Data provided
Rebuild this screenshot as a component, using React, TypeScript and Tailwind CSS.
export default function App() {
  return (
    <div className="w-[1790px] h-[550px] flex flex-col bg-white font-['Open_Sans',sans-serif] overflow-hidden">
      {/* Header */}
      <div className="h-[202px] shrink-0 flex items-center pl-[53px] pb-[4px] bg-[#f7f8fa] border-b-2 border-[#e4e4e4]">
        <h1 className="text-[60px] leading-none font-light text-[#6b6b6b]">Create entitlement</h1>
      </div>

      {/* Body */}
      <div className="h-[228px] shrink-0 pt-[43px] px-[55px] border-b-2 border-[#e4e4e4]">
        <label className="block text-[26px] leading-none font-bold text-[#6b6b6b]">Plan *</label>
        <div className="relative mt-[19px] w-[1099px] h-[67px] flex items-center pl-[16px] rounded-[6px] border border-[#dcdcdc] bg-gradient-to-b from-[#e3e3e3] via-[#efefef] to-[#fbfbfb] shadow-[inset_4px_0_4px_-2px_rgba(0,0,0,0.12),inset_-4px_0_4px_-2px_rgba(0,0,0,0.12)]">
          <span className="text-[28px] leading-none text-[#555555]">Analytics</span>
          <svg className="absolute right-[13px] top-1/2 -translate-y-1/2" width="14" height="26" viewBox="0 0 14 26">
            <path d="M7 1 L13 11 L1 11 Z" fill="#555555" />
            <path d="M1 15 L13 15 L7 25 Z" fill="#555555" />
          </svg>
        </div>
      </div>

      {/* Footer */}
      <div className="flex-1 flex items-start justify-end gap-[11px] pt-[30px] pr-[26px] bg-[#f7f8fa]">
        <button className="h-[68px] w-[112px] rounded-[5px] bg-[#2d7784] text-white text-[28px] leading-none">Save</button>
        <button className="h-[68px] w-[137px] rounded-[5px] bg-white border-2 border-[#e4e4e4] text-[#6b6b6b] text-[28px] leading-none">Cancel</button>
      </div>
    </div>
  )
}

Prompt
Return the whole listing exactly.

Exercise response
Rebuild this screenshot as a component, using React, TypeScript and Tailwind CSS.
export default function App() {
  return (
    <div className="w-[1790px] h-[550px] flex flex-col bg-white font-['Open_Sans',sans-serif] overflow-hidden">
      {/* Header */}
      <div className="h-[202px] shrink-0 flex items-center pl-[53px] pb-[4px] bg-[#f7f8fa] border-b-2 border-[#e4e4e4]">
        <h1 className="text-[60px] leading-none font-light text-[#6b6b6b]">Create entitlement</h1>
      </div>

      {/* Body */}
      <div className="h-[228px] shrink-0 pt-[43px] px-[55px] border-b-2 border-[#e4e4e4]">
        <label className="block text-[26px] leading-none font-bold text-[#6b6b6b]">Plan *</label>
        <div className="relative mt-[19px] w-[1099px] h-[67px] flex items-center pl-[16px] rounded-[6px] border border-[#dcdcdc] bg-gradient-to-b from-[#e3e3e3] via-[#efefef] to-[#fbfbfb] shadow-[inset_4px_0_4px_-2px_rgba(0,0,0,0.12),inset_-4px_0_4px_-2px_rgba(0,0,0,0.12)]">
          <span className="text-[28px] leading-none text-[#555555]">Analytics</span>
          <svg className="absolute right-[13px] top-1/2 -translate-y-1/2" width="14" height="26" viewBox="0 0 14 26">
            <path d="M7 1 L13 11 L1 11 Z" fill="#555555" />
            <path d="M1 15 L13 15 L7 25 Z" fill="#555555" />
          </svg>
        </div>
      </div>

      {/* Footer */}
      <div className="flex-1 flex items-start justify-end gap-[11px] pt-[30px] pr-[26px] bg-[#f7f8fa]">
        <button className="h-[68px] w-[112px] rounded-[5px] bg-[#2d7784] text-white text-[28px] leading-none">Save</button>
        <button className="h-[68px] w-[137px] rounded-[5px] bg-white border-2 border-[#e4e4e4] text-[#6b6b6b] text-[28px] leading-none">Cancel</button>
      </div>
    </div>
  )
}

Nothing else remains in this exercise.